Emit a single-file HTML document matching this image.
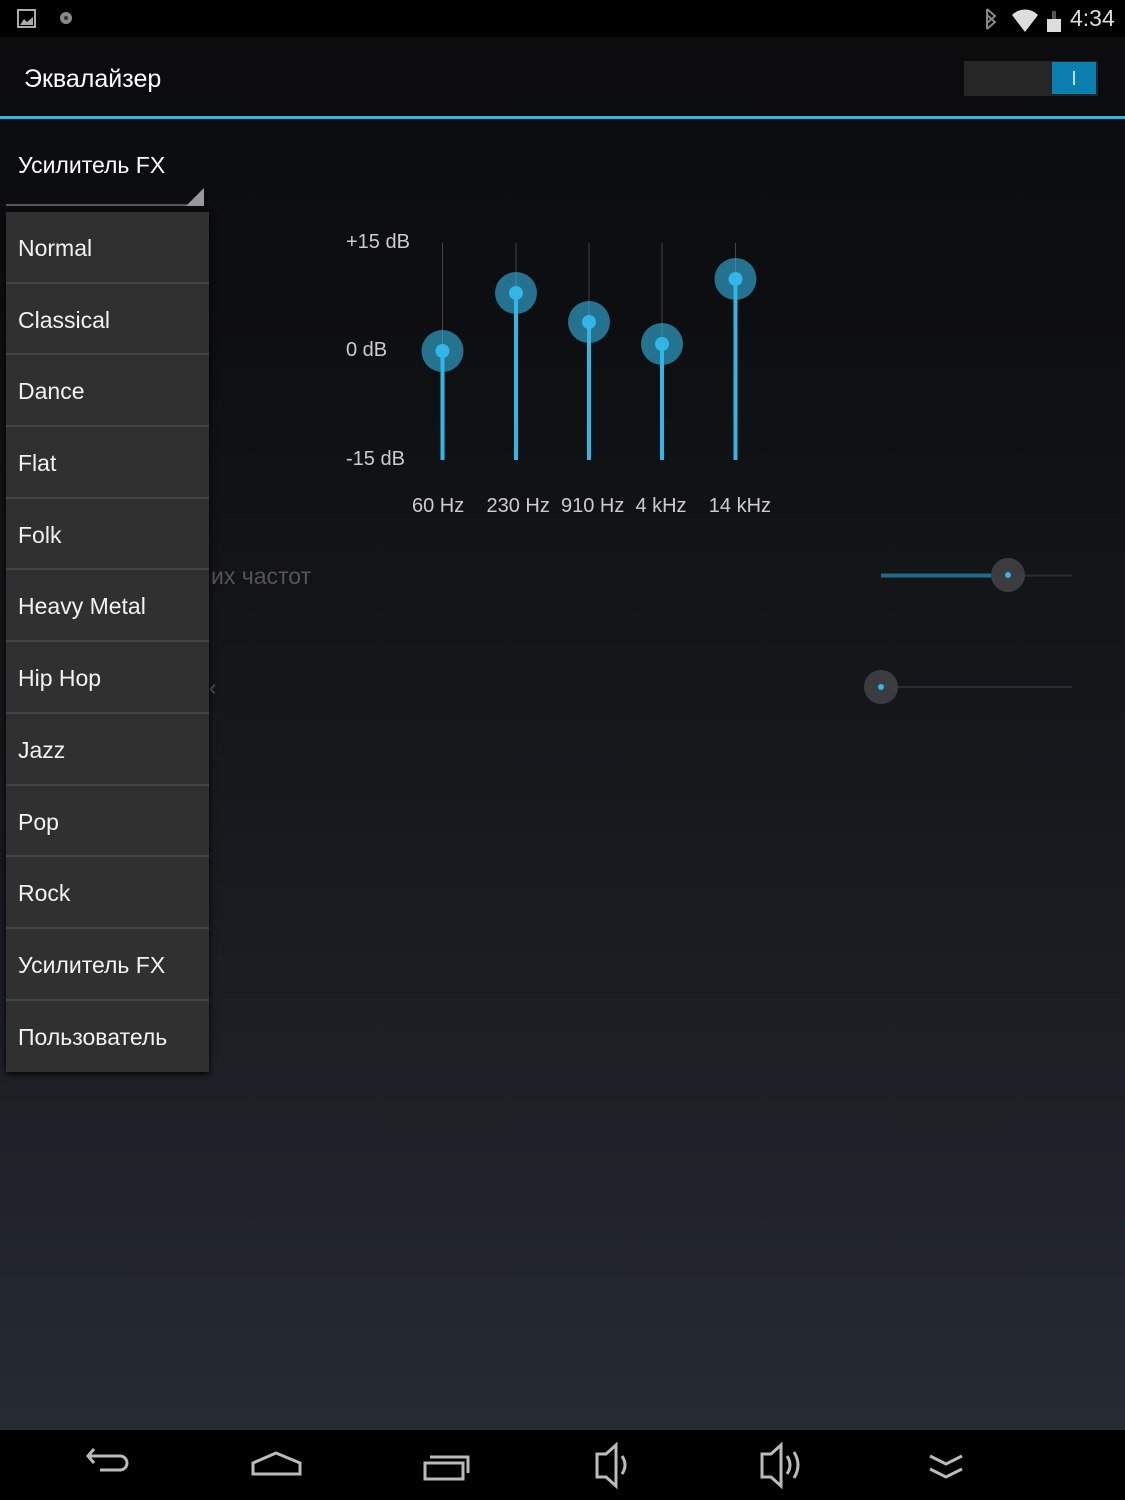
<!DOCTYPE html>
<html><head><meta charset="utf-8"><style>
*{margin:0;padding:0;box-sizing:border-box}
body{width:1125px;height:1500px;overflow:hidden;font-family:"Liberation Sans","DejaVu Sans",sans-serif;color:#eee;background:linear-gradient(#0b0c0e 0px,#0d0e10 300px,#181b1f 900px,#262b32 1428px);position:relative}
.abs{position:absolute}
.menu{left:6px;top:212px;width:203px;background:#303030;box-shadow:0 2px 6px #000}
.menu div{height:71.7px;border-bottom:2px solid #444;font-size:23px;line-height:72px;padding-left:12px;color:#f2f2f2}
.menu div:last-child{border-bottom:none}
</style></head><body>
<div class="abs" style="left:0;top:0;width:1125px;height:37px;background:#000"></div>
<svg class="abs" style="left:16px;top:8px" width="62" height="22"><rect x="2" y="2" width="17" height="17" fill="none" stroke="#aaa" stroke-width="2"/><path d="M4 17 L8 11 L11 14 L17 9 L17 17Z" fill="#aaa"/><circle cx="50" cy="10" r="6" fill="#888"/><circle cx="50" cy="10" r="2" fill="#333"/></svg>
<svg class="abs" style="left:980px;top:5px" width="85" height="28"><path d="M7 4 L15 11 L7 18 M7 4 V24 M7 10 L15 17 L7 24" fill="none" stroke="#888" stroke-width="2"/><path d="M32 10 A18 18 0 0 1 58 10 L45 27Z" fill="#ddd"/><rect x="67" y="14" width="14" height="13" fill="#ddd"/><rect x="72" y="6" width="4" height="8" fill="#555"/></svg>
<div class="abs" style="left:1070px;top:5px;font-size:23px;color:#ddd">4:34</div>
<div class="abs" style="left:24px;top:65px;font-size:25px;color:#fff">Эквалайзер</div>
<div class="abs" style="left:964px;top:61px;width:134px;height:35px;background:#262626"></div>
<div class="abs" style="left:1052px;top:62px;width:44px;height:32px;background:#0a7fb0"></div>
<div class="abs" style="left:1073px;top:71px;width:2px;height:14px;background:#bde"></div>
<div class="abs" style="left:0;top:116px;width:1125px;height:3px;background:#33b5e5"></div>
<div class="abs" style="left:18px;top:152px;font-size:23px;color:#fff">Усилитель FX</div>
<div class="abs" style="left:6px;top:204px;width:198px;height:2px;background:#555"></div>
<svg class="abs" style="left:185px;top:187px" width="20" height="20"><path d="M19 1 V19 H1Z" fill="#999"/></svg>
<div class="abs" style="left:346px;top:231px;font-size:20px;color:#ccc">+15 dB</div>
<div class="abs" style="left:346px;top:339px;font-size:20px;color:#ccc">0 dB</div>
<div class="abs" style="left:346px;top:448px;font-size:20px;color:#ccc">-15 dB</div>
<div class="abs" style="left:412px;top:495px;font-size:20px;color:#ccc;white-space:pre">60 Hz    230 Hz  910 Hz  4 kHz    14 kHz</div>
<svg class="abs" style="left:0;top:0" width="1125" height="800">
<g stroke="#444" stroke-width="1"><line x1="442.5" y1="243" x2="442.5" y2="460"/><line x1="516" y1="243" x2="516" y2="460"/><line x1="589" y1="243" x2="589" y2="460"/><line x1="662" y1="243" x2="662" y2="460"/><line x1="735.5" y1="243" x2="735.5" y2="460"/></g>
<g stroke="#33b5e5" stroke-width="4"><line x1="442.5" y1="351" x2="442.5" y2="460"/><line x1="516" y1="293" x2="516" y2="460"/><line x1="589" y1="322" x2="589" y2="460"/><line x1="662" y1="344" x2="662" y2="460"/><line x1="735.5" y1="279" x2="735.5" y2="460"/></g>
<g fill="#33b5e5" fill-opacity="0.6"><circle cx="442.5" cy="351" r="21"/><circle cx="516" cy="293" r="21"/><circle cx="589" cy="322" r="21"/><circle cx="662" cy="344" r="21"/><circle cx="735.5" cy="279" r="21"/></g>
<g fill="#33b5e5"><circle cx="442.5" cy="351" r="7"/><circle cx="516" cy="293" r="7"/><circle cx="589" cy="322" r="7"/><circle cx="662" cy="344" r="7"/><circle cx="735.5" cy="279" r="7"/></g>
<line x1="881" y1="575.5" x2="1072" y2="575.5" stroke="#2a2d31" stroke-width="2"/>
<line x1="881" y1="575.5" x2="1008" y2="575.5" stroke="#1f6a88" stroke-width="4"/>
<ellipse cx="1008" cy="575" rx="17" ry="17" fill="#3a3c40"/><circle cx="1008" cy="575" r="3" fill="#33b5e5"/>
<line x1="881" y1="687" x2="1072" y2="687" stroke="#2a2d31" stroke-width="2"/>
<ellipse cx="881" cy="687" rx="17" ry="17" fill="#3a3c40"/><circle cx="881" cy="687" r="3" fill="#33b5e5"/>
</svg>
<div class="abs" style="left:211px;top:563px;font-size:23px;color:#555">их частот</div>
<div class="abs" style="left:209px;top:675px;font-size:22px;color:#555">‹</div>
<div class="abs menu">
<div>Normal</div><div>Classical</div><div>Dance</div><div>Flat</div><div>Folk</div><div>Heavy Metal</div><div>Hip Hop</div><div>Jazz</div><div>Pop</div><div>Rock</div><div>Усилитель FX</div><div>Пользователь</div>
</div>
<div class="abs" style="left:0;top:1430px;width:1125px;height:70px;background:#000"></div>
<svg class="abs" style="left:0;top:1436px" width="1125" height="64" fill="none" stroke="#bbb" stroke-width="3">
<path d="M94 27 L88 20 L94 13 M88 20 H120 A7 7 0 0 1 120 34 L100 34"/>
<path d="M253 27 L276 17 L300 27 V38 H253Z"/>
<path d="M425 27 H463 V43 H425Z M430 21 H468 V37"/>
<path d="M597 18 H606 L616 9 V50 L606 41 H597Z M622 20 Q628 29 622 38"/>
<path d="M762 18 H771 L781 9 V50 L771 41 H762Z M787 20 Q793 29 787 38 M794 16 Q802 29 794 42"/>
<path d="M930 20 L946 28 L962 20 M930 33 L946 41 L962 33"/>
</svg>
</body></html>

**********

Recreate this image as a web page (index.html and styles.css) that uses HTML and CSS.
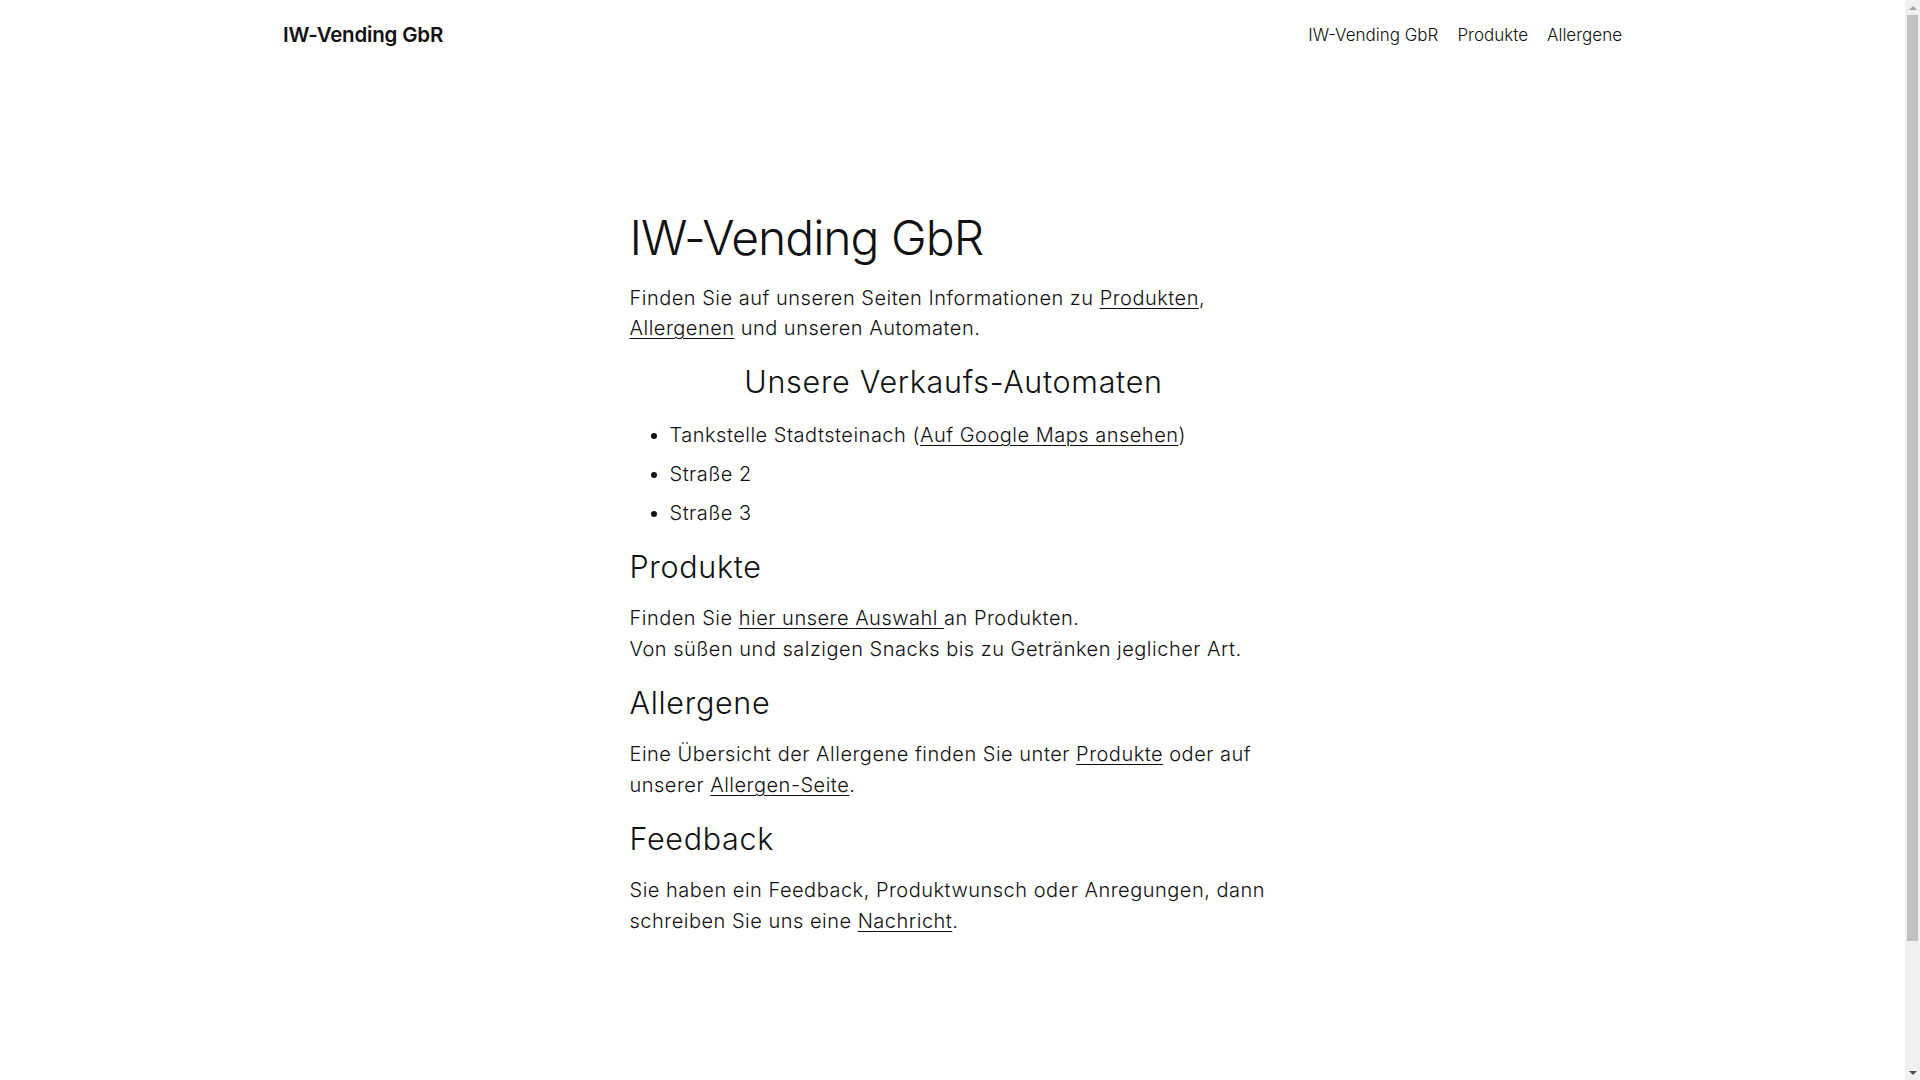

**********

▶ _BRIEF_: A line counts if it holds the word "image". How many lines of the entries count? Give the number only.

▶ _ANSWER TO THIS TASK_: 2